Before leaving Irenæus, we should look also at his work, the Demonstration of the Apostolic Preaching; it covers much of the same content as Against the Heresies, but in a didactic and catechetical rather than apologetic mode. He begins the treatment of what we know as the first article of the Creed as follows:
And therefore it is proper, first of all, to believe that there is One God, the Father, who has created and fashioned all things, who made that which was not to be, who contains all and is alone uncontainable. Moreover, in this ‘all’ is our world, and in the world, man; thus this world was also created by God.
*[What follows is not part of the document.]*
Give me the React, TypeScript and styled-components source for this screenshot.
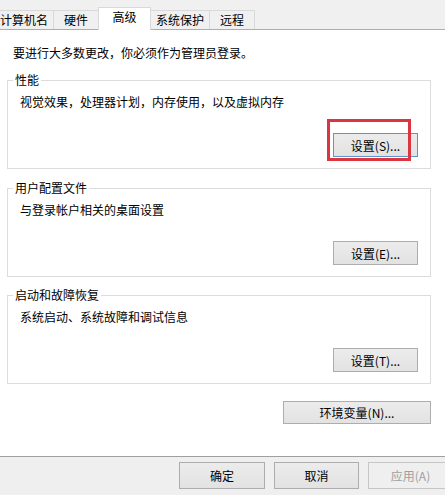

Note his emphasis both that God created and fashioned all things, and that this certainly includes the earth and man. He has no place for the idea that God only made some things, or only made unformed matter, which then one way or another gradually became the forms we know today. A little later he speaks directly about man:
But He fashioned (πλάσσω, plasso) man with His own Hands, taking the purest, the finest and the most delicate [elements] of the earth, mixing with the earth, in due measure, His own power; and because He sketched upon the handiwork (πλάσμα, plasma) His own form—in order that what would be seen should be godlike, for man was placed upon the earth fashioned in the image of God—and that he might be alive, “He breathed into His face a breath of life”: so that both according to the inspiration and according to the formation, man was like God.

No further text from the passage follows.